Je suis en réflexion là-dessus. Comme beaucoup, je ne suis pas sûr - c’est peu dire - de vouloir produire des objets lourds, dispendieux, pénibles à emballer, transporter, assurer… Mais la feuille de papier c’est merveilleux ! C’est léger, produit en un éclair, dans n’importe quel copy-shop de n’importe quel coin du monde entier, c’est recyclable, cela ne coûte rien, comme un pied de nez à telles et telles dérives - monumentales, commerciales, financières - d’une certaine consommation artistique.

Revenons aux peintures rupestres, qui sait. Cela tombe bien, cette exposition se tient près de la Grotte Chauvet. Elle prend place dans un espace blanc vitré monté sur pilotis, au milieu d’une carrière de pierres. Nicolas Tourre s’est demandé s’il ne serait pas judicieux de produire les I-T à même le mur, au pochoir : ne manquent plus, aux côtés de quelques lettres disséminées, que les mains - positives - sur les cimaises du lieu.
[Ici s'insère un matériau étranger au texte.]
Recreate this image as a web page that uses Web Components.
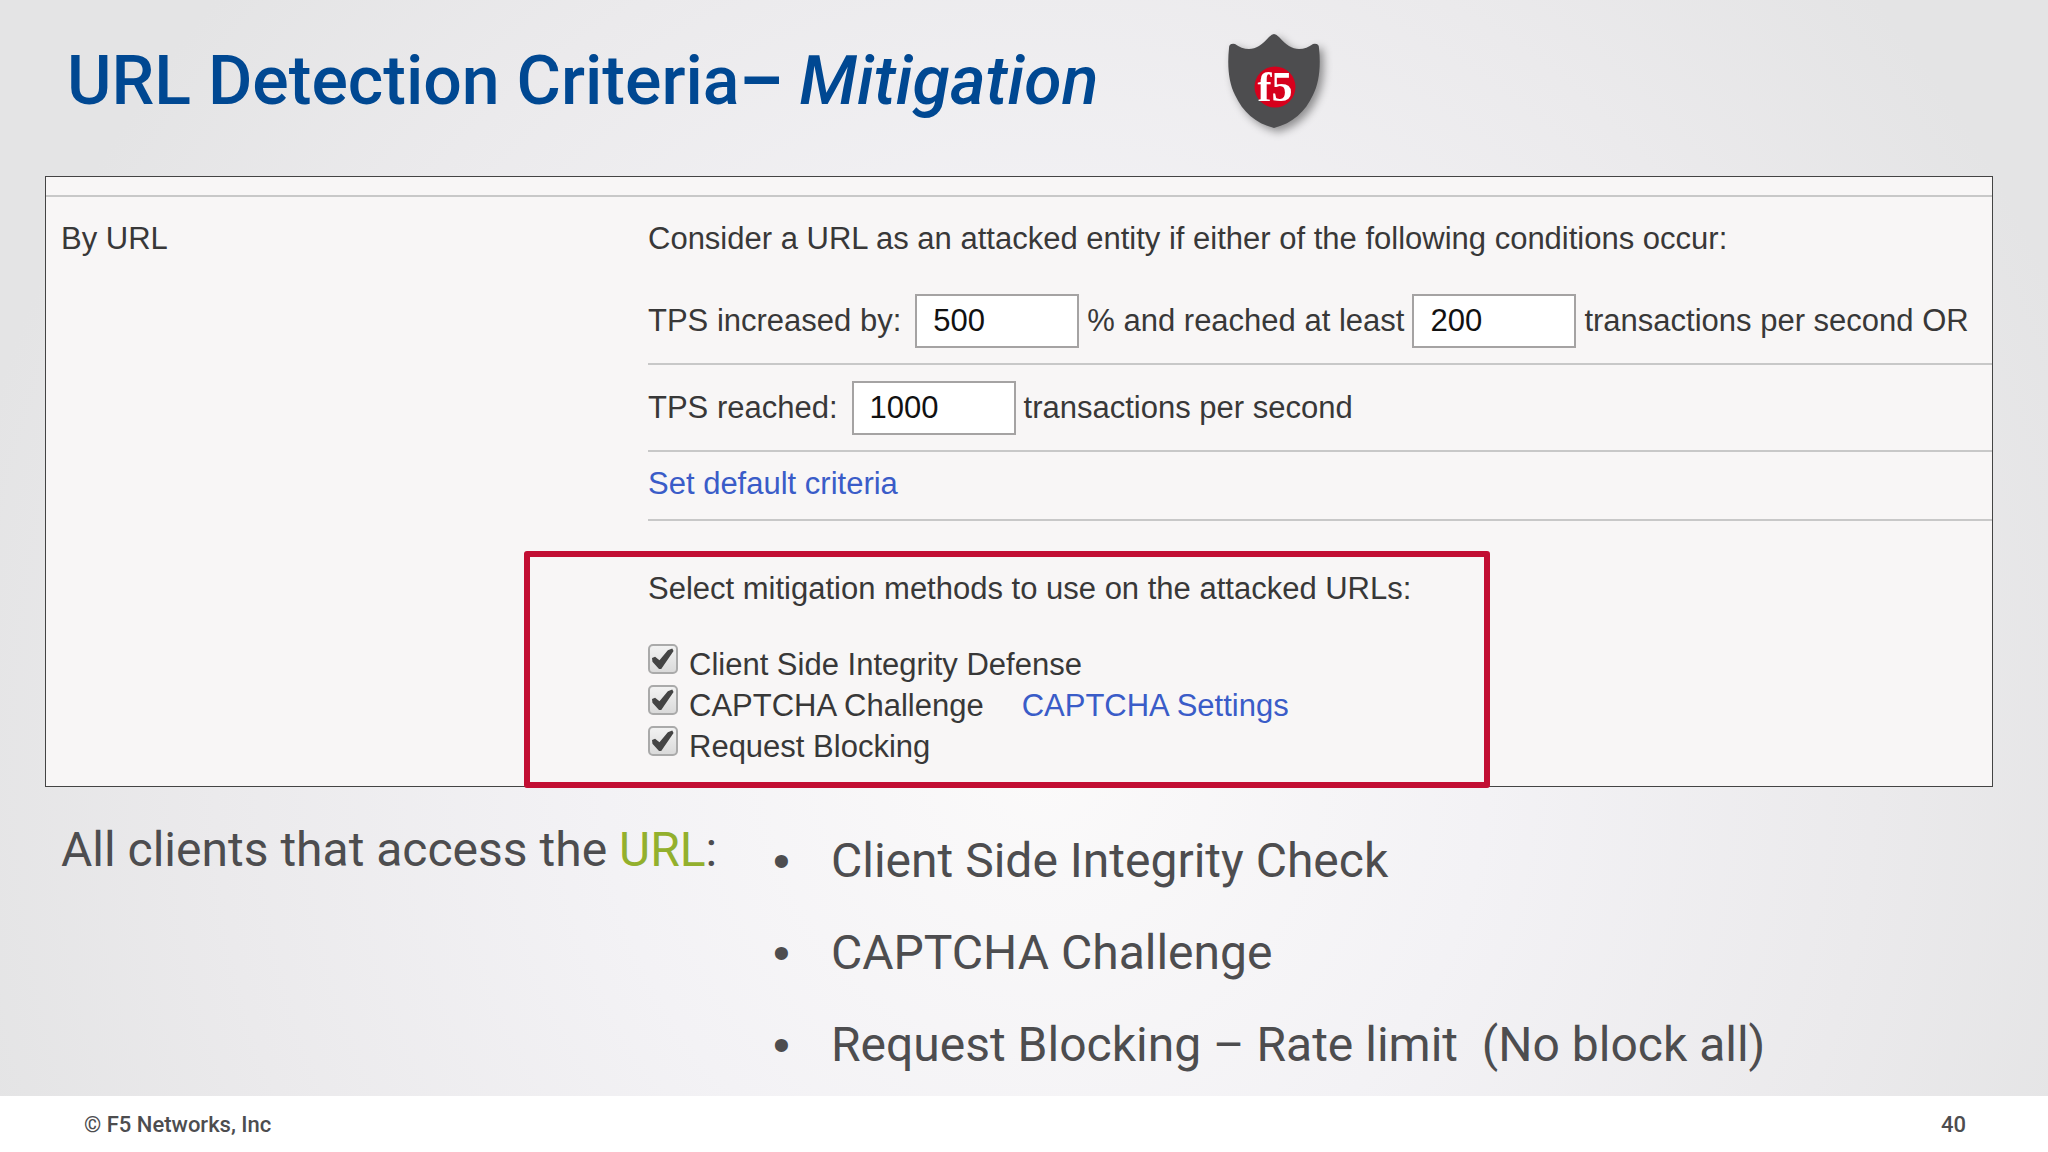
<!DOCTYPE html>
<html lang="en">
<head>
<meta charset="utf-8">
<title>URL Detection Criteria – Mitigation</title>
<style>
  body {
    margin: 0;
    font-family: Roboto, "Liberation Sans", sans-serif;
    color: #4d4d4f;
  }
  em { font-style: normal; color: #93b02d; }
</style>
</head>
<body>
<deck-slide page="40">
  <span slot="title">URL Detection Criteria<b>–</b> <i>Mitigation</i></span>
  <f5-shield slot="badge"></f5-shield>
  <settings-panel heading="By URL">
    <p>Consider a URL as an attacked entity if either of the following conditions occur:</p>
    <settings-row>
      <threshold-field value="500">
        <span slot="before">TPS increased by:</span>
      </threshold-field>
      <threshold-field value="200" inline>
        <span slot="before">% and reached at least</span>
        transactions per second OR
      </threshold-field>
    </settings-row>
    <settings-row>
      <threshold-field value="1000">
        <span slot="before">TPS reached:</span>
        transactions per second
      </threshold-field>
    </settings-row>
    <settings-row compact><a href="#default">Set default criteria</a></settings-row>
    <mitigation-box>
      <span slot="heading">Select mitigation methods to use on the attacked URLs:</span>
      <check-option>Client Side Integrity Defense</check-option>
      <check-option>CAPTCHA Challenge<a slot="extra" href="#captcha">CAPTCHA Settings</a></check-option>
      <check-option>Request Blocking</check-option>
    </mitigation-box>
  </settings-panel>
  <client-summary slot="summary">
    <span slot="intro">All clients that access the <em>URL</em>:</span>
    <bullet-item role="listitem">Client Side Integrity Check</bullet-item>
    <bullet-item role="listitem">CAPTCHA Challenge</bullet-item>
    <bullet-item role="listitem">Request Blocking – Rate limit&nbsp; (No block all)</bullet-item>
  </client-summary>
  <span slot="copyright">© F5 Networks, Inc</span>
</deck-slide>

<script>
const define = (name, html, setup) => {
  const template = document.createElement("template");
  template.innerHTML = html;
  customElements.define(name, class extends HTMLElement {
    constructor() {
      super();
      this.attachShadow({ mode: "open" });
      this.shadowRoot.appendChild(template.content.cloneNode(true));
      if (setup) setup(this, this.shadowRoot);
    }
  });
};

define("deck-slide", `
  <style>
    :host {
      display: flex;
      flex-direction: column;
      min-height: 100vh;
      background: radial-gradient(ellipse 54% 100% at 51% 66%, #fbfafa 0%, #f3f2f5 40%, #ebeaec 75%, #e4e4e5 100%);
    }
    header {
      display: flex;
      align-items: center;
      gap: 130px;
      padding: 34px 67px 0;
    }
    h1 {
      margin: 0;
      font-size: 68px;
      font-weight: 500;
      line-height: 80px;
      color: #004892;
    }
    main {
      flex: 1;
      padding: 48px 55px 0 45px;
    }
    footer {
      display: flex;
      justify-content: space-between;
      align-items: center;
      height: 56px;
      padding: 0 82px 0 84px;
      background: #fff;
      font-size: 22px;
      font-weight: 500;
    }
  </style>
  <header>
    <h1><slot name="title"></slot></h1>
    <slot name="badge"></slot>
  </header>
  <main>
    <slot></slot>
    <slot name="summary"></slot>
  </main>
  <footer>
    <slot name="copyright"></slot>
    <span class="page"></span>
  </footer>
`, (host, root) => {
  root.querySelector(".page").textContent = host.getAttribute("page");
});

define("f5-shield", `
  <style>
    :host { display: block; height: 94px; }
    svg { display: block; overflow: visible; filter: drop-shadow(4px 4px 4px rgba(0, 0, 0, 0.4)); }
    text { font: bold 42px "Liberation Serif", serif; }
  </style>
  <svg width="92" height="94" viewBox="0 0 92 94" role="img" aria-label="F5 shield">
    <path fill="#4d4d4f" d="M46 0Q48 0 51 3C58 11 64 15 71 15C76 15 81 13 85 10Q91 9 91 14C93 33 91 49 85 61C77 78 65 89 46 94C27 89 15 78 7 61C1 49 -1 33 1 14Q1 9 7 10C11 13 16 15 21 15C28 15 34 11 41 3Q44 0 46 0Z"/>
    <circle cx="47" cy="53" r="20.5" fill="#d6001c"/>
    <text x="47" y="67" text-anchor="middle" fill="#fff">f5</text>
  </svg>
`);

define("settings-panel", `
  <style>
    :host {
      display: block;
      border: 1px solid #444;
      background: #f8f6f6;
      color: #383838;
      font-family: "Liberation Sans", sans-serif;
      font-size: 31px;
      line-height: 40px;
    }
    section {
      display: grid;
      grid-template-columns: 587px 1fr;
      margin-top: 18px;
      padding: 22px 0 0 15px;
      border-top: 2px solid #c8c8c8;
    }
    h2 { margin: 0; font: inherit; }
    ::slotted(p) { margin: 0 0 19px; }
  </style>
  <section>
    <h2></h2>
    <div><slot></slot></div>
  </section>
`, (host, root) => {
  root.querySelector("h2").textContent = host.getAttribute("heading");
});

define("settings-row", `
  <style>
    :host {
      display: flex;
      gap: 8px;
      padding: 16px 0 15px;
      border-bottom: 2px solid #c8c8c8;
      white-space: nowrap;
    }
    :host([compact]) { padding: 12px 0 15px; }
    ::slotted(a) { color: #3a5cc8; text-decoration: none; }
  </style>
  <slot></slot>
`);

define("threshold-field", `
  <style>
    :host { display: flex; align-items: center; gap: 8px; }
    label { margin-right: 6px; }
    :host([inline]) label { margin-right: 0; }
    input {
      box-sizing: border-box;
      width: 164px;
      height: 54px;
      padding: 0 16px;
      border: 2px solid #a5a3a3;
      border-radius: 0;
      background: #fff;
      color: #111;
      font: inherit;
    }
  </style>
  <label for="amount"><slot name="before"></slot></label>
  <input id="amount" type="text" inputmode="numeric">
  <slot></slot>
`, (host, root) => {
  root.querySelector("input").value = host.getAttribute("value");
});

// The frame reaches out of the settings column and covers the panel's bottom edge.
define("mitigation-box", `
  <style>
    :host { display: block; margin: 30px 0 -2px -124px; }
    fieldset {
      box-sizing: border-box;
      width: 966px;
      max-width: 100%;
      margin: 0;
      padding: 12px 0 15px 118px;
      border: 6px solid #c20e33;
      border-radius: 3px;
    }
    legend { float: left; width: 100%; margin-bottom: 35px; padding: 0; }
    .options { clear: both; }
  </style>
  <fieldset>
    <legend><slot name="heading"></slot></legend>
    <div class="options"><slot></slot></div>
  </fieldset>
`);

define("check-option", `
  <style>
    :host { display: flex; line-height: 41px; }
    label { display: flex; gap: 11px; }
    input {
      appearance: none;
      box-sizing: border-box;
      width: 30px;
      height: 30px;
      margin: 0;
      border: 2px solid #aaa;
      border-radius: 5px;
      background: linear-gradient(#f2f2f2, #dadada);
    }
    input:checked::before {
      content: "";
      display: block;
      width: 22px;
      height: 22px;
      margin: 2px;
      background: #444;
      clip-path: polygon(0 46%, 14% 40%, 34% 56%, 72% 10%, 92% 2%, 98% 14%, 42% 96%, 32% 96%, 2% 62%);
    }
    ::slotted(a) { margin-left: 38px; color: #3a5cc8; text-decoration: none; }
  </style>
  <label><input type="checkbox" checked><span><slot></slot></span></label>
  <slot name="extra"></slot>
`);

define("client-summary", `
  <style>
    :host {
      display: grid;
      grid-template-columns: 712px 1fr;
      padding: 35px 0 22px 16px;
      font-size: 48px;
      line-height: 56px;
    }
    p { margin: 0; }
    .list { display: flex; flex-direction: column; gap: 36px; padding-top: 11px; }
  </style>
  <p><slot name="intro"></slot></p>
  <div class="list" role="list"><slot></slot></div>
`);

define("bullet-item", `
  <style>
    :host { display: grid; grid-template-columns: 58px 1fr; }
    .mark { font-family: "Liberation Sans", sans-serif; }
  </style>
  <span class="mark">•</span>
  <span><slot></slot></span>
`);
</script>
</body>
</html>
Notons d’ailleurs que le titre du projet, ORIGINE(S), s’est décidé, par coïncidence, en une minute, un soir de dîner amical, sur une judicieuse suggestion émise par deux spécialistes du domaine, préhistorien et paléo-anthropologue. 

La Centrale est un lieu d’exposition paradoxalement inaccessible au public, précisiez-vous à l’instant. Les images-textes, elles, le sont-elles vraiment ?!

Directes ou planantes, absurdes, changeantes, raides ou dansantes, glaciales, vives ou moirées… Les I-T sont ce qu’elles désirent. Et vous en faites ce que vous voulez.